The international community marked the 25th anniversary of United Nations Security Council Resolution 1325 during a year that has altered the geo-political landscape for Women, Peace and Security (WPS). According to the 2025 UN Secretary-General’s report on WPS, women now live closer to deadly conflict than they ever have since the 1990s, civilian casualties among women and children quadrupled this year, and conflict related sexual violence increased by 87 percent compared to the previous two year period. Additionally, in early 2025, a series of executive orders from the second Trump administration in the United States fundamentally altered the institutional framework that had positioned the U.S. as a major contributor to global WPS efforts.

Allies are accustomed to policy adjustments across U.S. administrations, but 2025 has been different. The changes to America’s WPS policy and governmental infrastructure coincides with broader shifts in U.S. approaches to immigration, trade, and national security. It also mirrors a global backlash against gender equality and the rights of women and LGBTQ+ communities. When the world’s largest donor and most influential democracy changes course, the effects ripple outward, with some governments strengthening their approaches whilst others reconsidering previous commitments and unsettling long-standing partnerships. The U.S. once leveraged its leadership on WPS to shape international security agendas. Now, in both bilateral and multilateral forums, Washington has grown conspicuously quiet—or openly dismissive—of what Trump administration officials now brand as part of a “woke” agenda. The signal to partners is clear: the United States is taking its domestic ideological debates internationally, despite historical bipartisan support for the WPS Act.

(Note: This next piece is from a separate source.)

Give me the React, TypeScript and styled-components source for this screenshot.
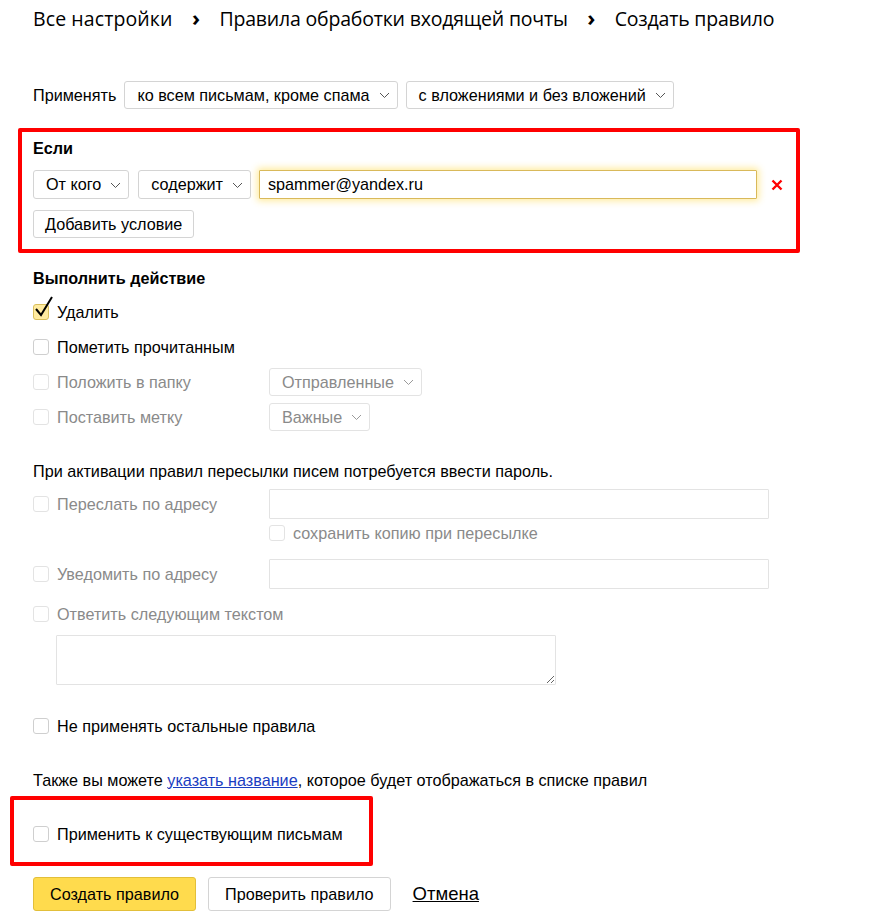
import styled, { createGlobalStyle } from "styled-components"

const GlobalStyle = createGlobalStyle`
  body {
    margin: 0;
    background: #fff;
    color: #000;
    font-family: "Liberation Sans", Arial, sans-serif;
    font-size: 16.2px;
  }
`

const Chevron = () => (
  <svg width="11" height="7" viewBox="0 0 11 7" fill="none">
    <path d="M1 1l4.5 4.5L10 1" stroke="currentColor" strokeWidth="1" />
  </svg>
)

const Select = ({ label, disabled }: { label: string; disabled?: boolean }) => (
  <SelectBox $disabled={disabled}>
    <span>{label}</span>
    <ArrowWrap $disabled={disabled}>
      <Chevron />
    </ArrowWrap>
  </SelectBox>
)

const Check = ({ checked, disabled }: { checked?: boolean; disabled?: boolean }) => (
  <CheckBox $checked={checked} $disabled={disabled}>
    {checked && (
      <CheckMark width="20" height="22" viewBox="0 0 20 22">
        <path d="M2 13l5 6L18 1" stroke="#000" strokeWidth="2" fill="none" />
      </CheckMark>
    )}
  </CheckBox>
)

const App = () => {
  return (
    <>
      <GlobalStyle />
      <Page>
        <Breadcrumbs>
          <Crumb>Все настройки</Crumb>
          <Sep>›</Sep>
          <Crumb>Правила обработки входящей почты</Crumb>
          <Sep>›</Sep>
          <Crumb>Создать правило</Crumb>
        </Breadcrumbs>

        <ApplyRow>
          <span>Применять</span>
          <Select label="ко всем письмам, кроме спама" />
          <Select label="с вложениями и без вложений" />
        </ApplyRow>

        <IfBox>
          <SectionTitle>Если</SectionTitle>
          <ConditionRow>
            <Select label="От кого" />
            <Select label="содержит" />
            <FocusInput defaultValue="spammer@yandex.ru" />
            <RemoveButton>
              <svg width="12" height="12" viewBox="0 0 12 12">
                <path d="M1.5 1.5l9 9M10.5 1.5l-9 9" stroke="#f00" strokeWidth="2.4" />
              </svg>
            </RemoveButton>
          </ConditionRow>
          <Button>Добавить условие</Button>
        </IfBox>

        <ActionsTitle>Выполнить действие</ActionsTitle>
        <OptionList>
          <Option>
            <CheckLabel>
              <Check checked />
              Удалить
            </CheckLabel>
          </Option>
          <Option>
            <CheckLabel>
              <Check />
              Пометить прочитанным
            </CheckLabel>
          </Option>
          <Option>
            <CheckLabel $disabled $fixed>
              <Check disabled />
              Положить в папку
            </CheckLabel>
            <Select label="Отправленные" disabled />
          </Option>
          <Option>
            <CheckLabel $disabled $fixed>
              <Check disabled />
              Поставить метку
            </CheckLabel>
            <Select label="Важные" disabled />
          </Option>
        </OptionList>

        <Notice>При активации правил пересылки писем потребуется ввести пароль.</Notice>

        <ForwardRow>
          <CheckLabel $disabled $fixed>
            <Check disabled />
            Переслать по адресу
          </CheckLabel>
          <TextInput disabled />
        </ForwardRow>
        <CopyRow>
          <CheckLabel $disabled>
            <Check disabled />
            сохранить копию при пересылке
          </CheckLabel>
        </CopyRow>
        <NotifyRow>
          <CheckLabel $disabled $fixed>
            <Check disabled />
            Уведомить по адресу
          </CheckLabel>
          <TextInput disabled />
        </NotifyRow>
        <ReplyRow>
          <CheckLabel $disabled>
            <Check disabled />
            Ответить следующим текстом
          </CheckLabel>
        </ReplyRow>
        <ReplyText disabled />

        <StopRow>
          <CheckLabel>
            <Check />
            Не применять остальные правила
          </CheckLabel>
        </StopRow>

        <NameHint>
          Также вы можете <Link href="#">указать название</Link>, которое будет отображаться в
          списке правил
        </NameHint>

        <ExistingBox>
          <CheckLabel>
            <Check />
            Применить к существующим письмам
          </CheckLabel>
        </ExistingBox>

        <Footer>
          <Button $primary $large>
            Создать правило
          </Button>
          <Button $large>Проверить правило</Button>
          <Cancel href="#">Отмена</Cancel>
        </Footer>
      </Page>
    </>
  )
}

const Page = styled.div`
  padding: 0 0 20px 33px;
`

const Breadcrumbs = styled.div`
  display: flex;
  align-items: center;
  height: 36px;
  font-family: "Open Sans", "Noto Sans", sans-serif;
  font-size: 19.5px;
  color: #000;
  letter-spacing: -0.2px;
`

const Crumb = styled.span`
  white-space: nowrap;

  &:first-child {
    letter-spacing: 0.1px;
  }
`

const Sep = styled.span`
  width: 47px;
  text-align: center;
  font-size: 22px;
  font-weight: 700;
  margin-top: -2px;
`

const ApplyRow = styled.div`
  display: flex;
  align-items: center;
  gap: 8px;
  margin-top: 45px;
  height: 28px;
`

const SelectBox = styled.div<{ $disabled?: boolean }>`
  display: inline-flex;
  align-items: center;
  box-sizing: border-box;
  height: 28px;
  padding: 0 7px 0 12px;
  border: 1px solid ${({ $disabled }) => ($disabled ? "#e3e3e3" : "#d4d4d4")};
  border-radius: 3px;
  background: #fff;
  color: ${({ $disabled }) => ($disabled ? "#8a8a8a" : "#000")};
  white-space: nowrap;
  gap: 9px;
`

const ArrowWrap = styled.span<{ $disabled?: boolean }>`
  display: flex;
  color: ${({ $disabled }) => ($disabled ? "#9a9a9a" : "#555")};
  margin-top: 1px;
`

const IfBox = styled.section`
  box-sizing: border-box;
  width: 782px;
  margin: 19px 0 0 -15px;
  padding: 6px 0 11px 11px;
  border: 4px solid #f00;
  border-radius: 2px;
`

const SectionTitle = styled.div`
  font-weight: 700;
  line-height: 20px;
`

const ConditionRow = styled.div`
  display: flex;
  align-items: center;
  gap: 9px;
  margin-top: 12px;
  height: 29px;

  ${SelectBox} {
    height: 29px;
  }
`

const FocusInput = styled.input`
  box-sizing: border-box;
  width: 498px;
  height: 29px;
  margin-left: -1px;
  padding: 0 8px;
  border: 1px solid #d9b95a;
  border-radius: 1px;
  font: inherit;
  color: #000;
  outline: none;
  box-shadow: 0 0 7px 2px rgba(255, 210, 40, 0.45);
`

const RemoveButton = styled.span`
  display: flex;
  margin-left: 5px;
`

const Button = styled.button<{ $primary?: boolean; $large?: boolean }>`
  box-sizing: border-box;
  height: ${({ $large }) => ($large ? "34px" : "28px")};
  padding: 0 ${({ $large }) => ($large ? "16px" : "11px")};
  margin-top: ${({ $large }) => ($large ? "0" : "11px")};
  border: 1px solid ${({ $primary }) => ($primary ? "#e2bf3a" : "#d4d4d4")};
  border-radius: 3px;
  background: ${({ $primary }) => ($primary ? "#ffdb4d" : "#fff")};
  color: #000;
  font-family: "Liberation Sans", Arial, sans-serif;
  font-size: 16.2px;
  cursor: pointer;
`

const ActionsTitle = styled(SectionTitle)`
  margin-top: 15px;
`

const OptionList = styled.div`
  display: flex;
  flex-direction: column;
  gap: 7px;
  margin-top: 10px;
`

const Option = styled.div`
  display: flex;
  align-items: center;
  height: 28px;
`

const CheckLabel = styled.label<{ $disabled?: boolean; $fixed?: boolean }>`
  display: flex;
  align-items: center;
  gap: 8px;
  line-height: 20px;
  color: ${({ $disabled }) => ($disabled ? "#8a8a8a" : "#000")};
  width: ${({ $fixed }) => ($fixed ? "236px" : "auto")};
  flex-shrink: 0;
`

const CheckBox = styled.span<{ $checked?: boolean; $disabled?: boolean }>`
  position: relative;
  box-sizing: border-box;
  width: 16px;
  height: 16px;
  border: 1px solid
    ${({ $checked, $disabled }) => ($checked ? "#d9bf5c" : $disabled ? "#e3e3e3" : "#cfcfcf")};
  border-radius: 3px;
  background: ${({ $checked }) => ($checked ? "#ffeba0" : "#fff")};
  flex-shrink: 0;
`

const CheckMark = styled.svg`
  position: absolute;
  left: 0;
  top: -9px;
`

const Notice = styled.div`
  margin-top: 30px;
  line-height: 20px;
`

const TextInput = styled.input`
  box-sizing: border-box;
  width: 500px;
  height: 30px;
  border: 1px solid #e3e3e3;
  border-radius: 1px;
  background: #fff;
`

const ForwardRow = styled.div`
  display: flex;
  align-items: center;
  margin-top: 8px;
  height: 30px;
`

const CopyRow = styled.div`
  margin: 4px 0 0 236px;
`

const NotifyRow = styled(ForwardRow)`
  margin-top: 16px;
`

const ReplyRow = styled.div`
  margin-top: 15px;
`

const ReplyText = styled.textarea`
  display: block;
  box-sizing: border-box;
  width: 500px;
  height: 50px;
  margin: 11px 0 0 23px;
  border: 1px solid #e3e3e3;
  border-radius: 1px;
  background: #fff;
`

const StopRow = styled.div`
  margin-top: 31px;
`

const NameHint = styled.div`
  margin-top: 34px;
  line-height: 20px;
`

const Link = styled.a`
  color: #1a3dc1;
  text-decoration: underline;
`

const ExistingBox = styled.section`
  box-sizing: border-box;
  width: 363px;
  height: 70px;
  margin: 6px 0 0 -23px;
  padding: 24px 0 0 19px;
  border: 4px solid #f00;
  border-radius: 2px;
`

const Footer = styled.div`
  display: flex;
  align-items: center;
  gap: 12px;
  margin-top: 11px;

  & > a {
    margin-left: 10px;
  }
`

const Cancel = styled.a`
  color: #000;
  font-size: 18.5px;
  text-decoration: underline;
`

export default App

For European and other international partners, this moment requires careful assessment, presenting both challenges and opportunities. The recently released 2025 National Security Strategy makes clear that the U.S. will be more selective in its international commitments, expecting allies to shoulder greater responsibility for regional security and global initiatives. The immediate concern involves resource gaps, coordination challenges, and stalled progress in crisis and conflict zones. However, the opportunity is strategic: to demonstrate that the WPS agenda was never dependent on American leadership. Allies already leading in WPS policy innovation and operational integration—such as Canada, Australia, Norway, Japan, and numerous others—are well positioned to redefine what global leadership on WPS looks like in an era of U.S. retrenchment toward the agenda.

The question is no longer solely how to engage the U.S., but how the international community will organize to sustain the WPS agenda collectively—adapting to new resource realities and leadership configurations without the United States.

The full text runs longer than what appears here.